April 6, 2018 at 1:53 p.m.
WORD OF FAITH

John in his place


By REV. ROGER KARBAN- | Comments: 0 | Leave a comment

John the Baptizer was both a blessing and a problem for the earliest Christians.

Accustomed to seeing him as Jesus' precursor, we can't image why anyone had mixed feelings about this heroic prophet. He came to prepare Jesus' way, to make His ministry easier to accomplish. He decreases so Jesus can increase.

By the time the first Gospel was created around the year 70, second-generation Christians seemed comfortable putting John in that position. Yet, when we listen critically to the Gospels and mix in some later history, we begin to understand that probably wasn't how the historical John looked at himself.

John or Jesus?

Several things have to be factored in before we can appreciate what was actually going on with this desert preacher:

1. There were still disciples of John several centuries into the Christian era who regarded him, not Jesus, as the Messiah.

Did those individuals descend from some of John's original followers who were absent on those occasions when he dramatically pointed to Jesus and declared Him to be the one whom Israel anticipated would take away its sins?

2. Scholars presume Jesus Himself had been a disciple of John. He was both turned on by his approach to Judaism and eventually baptized by him. Originally content to follow him, Jesus agreed with the reform this austere prophet proclaimed.

But everything changed when Herod either arrested or killed John. At one of those two points, Jesus stepped in and began His own public ministry.

3. Tensions arose when the disciple became more important for some people than the master. We see this in how the four evangelists chronologically treat John's baptism of Jesus.

That action becomes problematic when, one day, a devotee of John pointed out to one of Jesus' disciples that normally a superior baptizes an inferior.

Gospel to Gospel to Gospel, Jesus' baptism is emphasized less and eventually disappears. Mark describes it in detail. Matthew precedes it with an argument between John and Jesus about who should baptize whom. Luke refers to the event in just a small participial phrase. John omits it completely.

Students of Scripture blame those pesky disciples of John for the de-emphasis.

On one hand, because Jesus had been one of John's disciples, Christians were forced to find a place for him in their faith traditions. On the other hand, they couldn't give him too prominent a place, or else they'd jeopardize the place they'd given Jesus.
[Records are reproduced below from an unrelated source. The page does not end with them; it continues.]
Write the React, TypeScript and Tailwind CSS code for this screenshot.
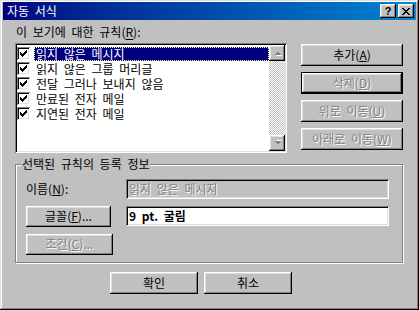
import React from 'react';

const raised =
  'shadow-[inset_-1px_-1px_#000,inset_1px_1px_#fff,inset_-2px_-2px_#808080,inset_2px_2px_#dfdfdf]';
const sunken =
  'shadow-[inset_1px_1px_#808080,inset_-1px_-1px_#fff,inset_2px_2px_#000,inset_-2px_-2px_#dfdfdf]';
const disabledText = 'text-[#808080] [text-shadow:1px_1px_0_#fff]';

const CHECK_ROWS: [number, number][][] = [
  [[6, 1]],
  [[5, 2]],
  [[0, 1], [4, 3]],
  [[0, 2], [3, 3]],
  [[0, 5]],
  [[1, 3]],
  [[2, 1]],
];

const CheckMark = () => (
  <svg width="7" height="7" viewBox="0 0 7 7" shapeRendering="crispEdges">
    {CHECK_ROWS.map((row, y) =>
      row.map(([x, w]) => <rect key={`${y}-${x}`} x={x} y={y} width={w} height={1} fill="#000" />)
    )}
  </svg>
);

const Arrow = ({ down }: { down?: boolean }) => (
  <svg width="9" height="6" viewBox="0 0 9 6" shapeRendering="crispEdges">
    <g transform={down ? 'translate(0,6) scale(1,-1)' : undefined}>
      <polygon points="1,5 8,5 4.5,1.5" fill="#fff" transform="translate(1,1)" />
      <polygon points="1,5 8,5 4.5,1.5" fill="#808080" />
    </g>
  </svg>
);

const rules = ['읽지 않은 메시지', '읽지 않은 그룹 머리글', '전달 그러나 보내지 않음', '만료된 전자 메일', '지연된 전자 메일'];

const Btn = ({ children, className = '', disabled }: { children: React.ReactNode; className?: string; disabled?: boolean }) => (
  <div className={`flex items-center justify-center bg-[#c0c0c0] ${raised} ${disabled ? disabledText : 'text-black'} ${className}`}>
    {children}
  </div>
);

export default function App() {
  return (
    <div className="w-[419px] h-[310px] bg-[#c0c0c0] p-[3px] pt-[2px] text-[12px] leading-[14px] text-black font-['Noto_Sans_CJK_KR','Liberation_Sans',sans-serif] [word-spacing:3px] shadow-[inset_-1px_-1px_#000,inset_1px_1px_#dfdfdf,inset_-2px_-2px_#808080,inset_2px_2px_#fff] overflow-hidden">
      {/* title bar */}
      <div className="h-[18px] flex items-center bg-gradient-to-r from-[#000080] to-[#1084d0] pl-[4px] pr-[2px]">
        <span className="text-white flex-1">자동 서식</span>
        <div className={`w-[16px] h-[14px] flex items-center justify-center bg-[#c0c0c0] ${raised} font-bold text-[11px] leading-none font-['Liberation_Sans',sans-serif]`}>?</div>
        <div className={`ml-[2px] w-[16px] h-[14px] flex items-center justify-center bg-[#c0c0c0] ${raised}`}>
          <svg width="8" height="7" viewBox="0 0 8 7" shapeRendering="crispEdges">
            <path d="M0 0h2v1h-2zM6 0h2v1h-2zM1 1h2v1h-2zM5 1h2v1h-2zM2 2h4v1h-4zM3 3h2v1h-2zM2 4h4v1h-4zM1 5h2v1h-2zM5 5h2v1h-2zM0 6h2v1h-2zM6 6h2v1h-2z" fill="#000" />
          </svg>
        </div>
      </div>

      <div className="pl-[12px] pt-[5px]">
        <div className="h-[14px] pl-[1px]">
          이 보기에 대한 규칙(<u className="underline-offset-2">R</u>):
        </div>

        <div className="flex mt-[4px]">
          {/* listbox */}
          <div className={`w-[272px] h-[110px] bg-white p-[2px] flex ${sunken}`}>
            <div className="flex-1 flex flex-col pt-[1px]">
              {rules.map((r, i) => (
                <div key={r} className="h-[15px] flex items-center leading-[12px]">
                  <div className={`w-[13px] h-[13px] bg-white flex items-center justify-center ${sunken}`}>
                    <CheckMark />
                  </div>
                  <div
                    className={`ml-[4px] flex-1 h-[14px] flex items-center pl-[1px] whitespace-nowrap ${
                      i === 0 ? 'bg-[#000080] text-white border border-dotted border-[#ffff80]' : 'border border-transparent'
                    }`}
                  >
                    {r}
                  </div>
                </div>
              ))}
            </div>
            {/* scrollbar */}
            <div className="w-[16px] flex flex-col">
              <div className={`h-[16px] flex items-center justify-center bg-[#c0c0c0] ${raised}`}>
                <Arrow />
              </div>
              <div className="flex-1 bg-[repeating-conic-gradient(#c0c0c0_0_25%,#fff_0_50%)] bg-[length:2px_2px]" />
              <div className={`h-[16px] flex items-center justify-center bg-[#c0c0c0] ${raised}`}>
                <Arrow down />
              </div>
            </div>
          </div>

          {/* right buttons */}
          <div className="ml-[14px] pt-[1px] flex flex-col gap-[6px]">
            <Btn className="w-[102px] h-[22px]">
              추가(<u>A</u>)
            </Btn>
            <div
              className={`w-[102px] h-[22px] flex items-center justify-center bg-[#c0c0c0] ${disabledText} shadow-[inset_0_0_0_1px_#000,inset_-2px_-2px_#000,inset_2px_2px_#fff,inset_-3px_-3px_#808080,inset_3px_3px_#dfdfdf]`}
            >
              삭제(<u>D</u>)
            </div>
            <Btn className="w-[102px] h-[22px]" disabled>
              위로 이동(<u>U</u>)
            </Btn>
            <Btn className="w-[102px] h-[22px]" disabled>
              아래로 이동(<u>W</u>)
            </Btn>
          </div>
        </div>

        {/* group box */}
        <div className="relative mt-[11px] w-[388px] h-[99px] border border-[#808080] shadow-[1px_1px_0_#fff,inset_1px_1px_0_#fff] pl-[10px] pt-[14px]">
          <span className="absolute -top-[8px] left-[5px] px-[1px] bg-[#c0c0c0]">선택된 규칙의 등록 정보</span>

          <div className="flex items-center h-[20px]">
            <div className="w-[100px]">
              이름(<u>N</u>):
            </div>
            <div className={`w-[263px] h-[20px] bg-[#c0c0c0] flex items-center pl-[3px] ${sunken} ${disabledText}`}>
              읽지 않은 메시지
            </div>
          </div>

          <div className="flex items-center h-[20px] mt-[7px]">
            <Btn className="w-[85px] h-[21px]">
              글꼴(<u>F</u>)...
            </Btn>
            <div className={`ml-[15px] w-[263px] h-[20px] bg-white flex items-center pl-[3px] font-bold ${sunken}`}>
              9 pt. 굴림
            </div>
          </div>

          <div className="flex items-center h-[20px] mt-[8px]">
            <Btn className="w-[87px] h-[21px]" disabled>
              조건(<u>C</u>)...
            </Btn>
          </div>
        </div>

        {/* dialog buttons */}
        <div className="flex gap-[6px] mt-[9px] ml-[95px]">
          <Btn className="w-[88px] h-[22px]">확인</Btn>
          <Btn className="w-[88px] h-[22px]">취소</Btn>
        </div>
      </div>
    </div>
  );
}
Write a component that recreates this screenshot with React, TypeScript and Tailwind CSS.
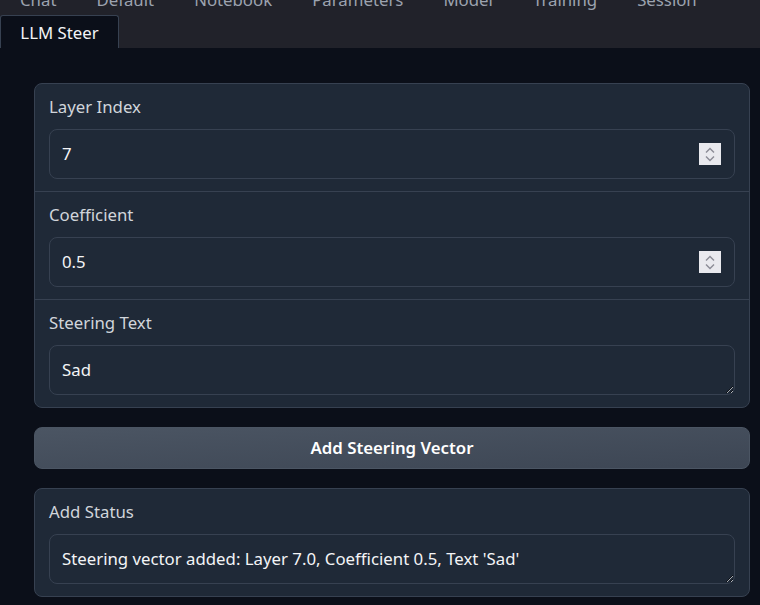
import React from "react";

const font = { fontFamily: '"Noto Sans", "Open Sans", sans-serif' };

function Spinner() {
  return (
    <div className="absolute right-[13px] top-1/2 -translate-y-1/2 w-[22px] h-[22px] bg-[#e9e9ee] flex flex-col items-center justify-center gap-[3px]">
      <svg width="10" height="6" viewBox="0 0 10 6" fill="none">
        <path d="M1 5.5 L5 1.5 L9 5.5" stroke="#8b8b96" strokeWidth="1.4" />
      </svg>
      <svg width="10" height="6" viewBox="0 0 10 6" fill="none">
        <path d="M1 0.5 L5 4.5 L9 0.5" stroke="#8b8b96" strokeWidth="1.4" />
      </svg>
    </div>
  );
}

function NumberBlock({ label, value, last }: { label: string; value: string; last?: boolean }) {
  return (
    <div className={`px-[14px] pt-[11px] pb-[12px] ${last ? "" : "border-b border-[#374151]"}`}>
      <div className="text-[16.8px] leading-6 text-[#d1d5db] mb-[10px]">{label}</div>
      <div className="relative h-[50px] rounded-lg border border-[#374151] bg-[#1f2937] flex items-center px-3 text-[16.8px] text-[#f3f4f6]">
        {value}
        <Spinner />
      </div>
    </div>
  );
}

function TextBlock({ label, value }: { label: string; value: string }) {
  return (
    <div className="px-[14px] pt-[11px] pb-[12px]">
      <div className="text-[16.8px] leading-6 text-[#d1d5db] mb-[10px]">{label}</div>
      <textarea
        readOnly
        value={value}
        rows={1}
        className="block w-full h-[50px] rounded-lg border border-[#374151] bg-[#1f2937] px-3 py-3 text-[16.8px] leading-6 text-[#f3f4f6] outline-none resize-y overflow-hidden"
        style={font}
      />
    </div>
  );
}

export default function App() {
  const tabs = ["Chat", "Default", "Notebook", "Parameters", "Model", "Training", "Session"];
  return (
    <div className="w-[760px] h-[605px] overflow-hidden bg-[#0b0f19]" style={font}>
      <div className="bg-[#21222a] h-[48px] relative overflow-hidden">
        <div className="flex absolute top-[-17px] left-0">
          {tabs.map((t) => (
            <div key={t} className="h-[33px] px-5 flex items-center text-[16.8px] text-[#9ca3af] whitespace-nowrap">
              {t}
            </div>
          ))}
        </div>
        <div className="absolute top-[15px] left-0 h-[34px] w-[119px] flex items-center justify-center bg-[#0b0f19] border border-b-0 border-[#374151] text-[16.8px] text-[#f3f4f6] rounded-t-[3px]">
          LLM Steer
        </div>
      </div>
      <div className="pl-[34px] pr-[10px] pt-[35px] flex flex-col gap-[19px]">
        <div className="rounded-lg border border-[#374151] bg-[#1f2937]">
          <NumberBlock label="Layer Index" value="7" />
          <NumberBlock label="Coefficient" value="0.5" />
          <TextBlock label="Steering Text" value="Sad" />
        </div>
        <button className="h-[42px] rounded-lg border border-[#4b5563] bg-gradient-to-br from-[#4b5563] to-[#3d4654] text-[16.8px] font-semibold text-white" style={font}>
          Add Steering Vector
        </button>
        <div className="rounded-lg border border-[#374151] bg-[#1f2937]">
          <TextBlock label="Add Status" value="Steering vector added: Layer 7.0, Coefficient 0.5, Text 'Sad'" />
        </div>
      </div>
    </div>
  );
}
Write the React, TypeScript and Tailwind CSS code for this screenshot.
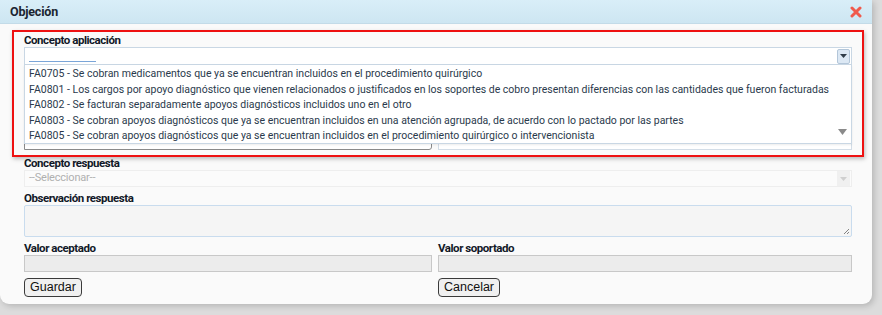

Yet, in spite of this later Christian assessment of John, parts of his actual personality still break through. It's easy to see why Luke first gives him a distinctive annunciation-accompanied birth in his Gospel (Luke 1:57-66,80), but then has Paul limit his importance in Acts (Acts 13:22-26): "Behold one is coming after me; I am not worthy to unfasten the sandals of His feet."

Glimpsing John

Only by concentrating on the first reading (Isaiah 49:1-6) do we glimpse what the historical John must have experienced. Not knowing the place his disciple's followers would eventually assign him, John most probably faced death with the words of Isaiah, his prophetic predecessor, running through his head: "I thought I had toiled in vain, and for nothing, uselessly spent my strength."

He was about to be killed for pushing a reform he feared would die with him.

Though we Christians believe John died peacefully, knowing he'd accomplished his task of preparing Jesus' way, his actual last moments would have been strengthened only in the conviction that "my reward is with Yahweh, my recompense is with my God."

Before we look at our lives as failures, we should remember that someone eventually will judge us from a perspective we never noticed while we were living.